The arrival of Russian state television on the European media market was a way of sourcing middlemen. Russian channels were then registered and licenses grated in Latvia, Great Britain or Sweden. In this way Europe has become the newscaster of Kremlin-controlled television and one which has a free hand throughout the European media market. Incidentally, Gazprom had already some time before implemented the same strategy of middleman and infiltration in the local market.

Second, after waiting for the right moment, the internet troll starts causing a ruckus in the virtual space and in this way ruins any rational discussion based on fact and elementary logic. Russia’s aggression in Crimea had already begun when Putin met with the international press. From the start he stated that there were no troops on the Crimean peninsula but that weapons could be made available (if need be). Later on, while celebrating the occupation of Crimea, that vary same president in front of those very same cameras unashamedly thanked the “non-existent” troops for the operation that had been carried out, awarded them medals and the Alexandrov army choir, after it had composed and performed a hymn dedicated to them, was offered a tour of Europe. The soldiers are still “polite people” in a war that didn’t happen. And Putin skillfully trolled political reality.

Then there’s the so-called “off topic” technique that’s frequently used by the internet troll, and which means going completely off the point or introducing masses of additional information. The latest example of this Kremlin method is the reaction to the investigation of the downed Malaysia Airlines plane. Versions of an apparent attack by a Ukrainian military aircraft, mock dead bodies of the MH17 sprouted mushroomed on Kremlin television. The same time as Dutch investigators announced their results, Almaz-Antei, a Russian military concern also “unexpectedly” organised something “off-topic”, that being a ostentatious public event in which it presented its own investigation. Nevertheless, “trolling and diverting attention” is a reality that hardly surprises us. Edward Lucas calls it ‘whataboutism’, something which has been inherent in the Kremlin both during the Cold War as it is now.

Internet trolls revel in emotions. They provoke and insult. They need audience confrontation simply to attract attention to themselves – and isn’t that a reflection of the Kremlin’s current regional information policy? The Kremlin openly derides European values and uses our pluralistic information space to aggravate the issue of Russian-speakers. It publicly makes statements about its so-called “conservative agenda” in which there is no place for LGBT rights. This confrontational “divide and rule” method of the Kremlin helps in finding unexpected allies amongst the European radical political spectrum on both the right and the left.
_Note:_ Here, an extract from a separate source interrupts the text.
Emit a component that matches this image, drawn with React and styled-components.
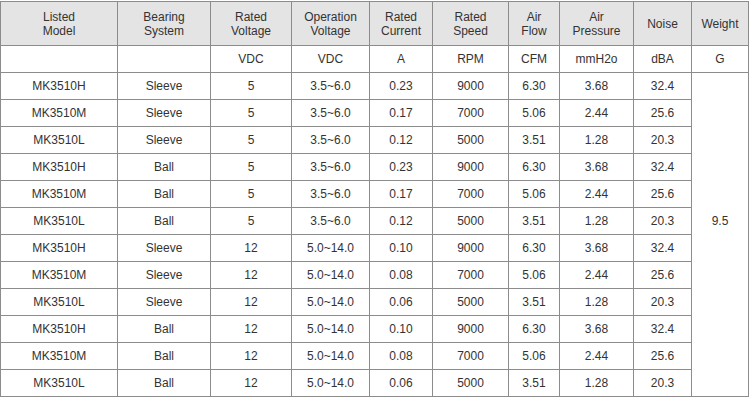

This new International is imparted by way of negative emotions and is easily coordinated. The Kremlin even managed to use some of them as observers in the farce that was the Crimean referendum. However, emotions aroused by the Kremlin’s “trolling” is no longer just a peripheral political problem. We see in the public space (more often now than before) some uncriticised and expounded thesis of mistrust on the part of Russian-speakers, our fellow-citizens. And it’s the Kremlin that is seeking emotions and fears like these and which is that same “food of the tolls” (remember the main axiom about them – don’t feed the trolls!)

How then do you fight the Kremlin’s political “trolling”? A good example of how was shown in 2006 by one of the founders of Wikipedia Jimmy Wales. By 2006 Wikipedia had expanded to the extent that it represented a certain value – the world of virtual news, one which namely in that year internet vandals and trolls started to vigorously destroy. With a growing frequency they would change all or part of the content of articles. This ruined the trust of a long and unfailingly esteemed project. At a conference marking the anniversary of Wikipedia in 2006, Jimmy Wales asked the Wikipedia community to fight against vandals and trolls like these and expose them for the schemers they were, and to eliminate them from further participation in the creation of Wikipedia.

An initiative like this is imperative in order to fight Kremlin trolling which destroys our political reality, agreements, conventions and trust. Nevertheless, if a fight like this is directed singly at the virtual space and at a fight against the trolls in Russia’s “troll factories”, in Facebook or in comments in internet news portals, then it’s doomed to failure because fighting Putin’s main political trolls of today requires political will, leadership and creativity. What’s required is not only the help of internet elves like the Ukrainian www.stopfake.org which fights and exposes connivers in the internet. Most importantly what are needed are elves of diplomacy as well as geopolitical elves who will enter into a fight with the main troll – Putin – and secure our faith in today’s political and world confidence.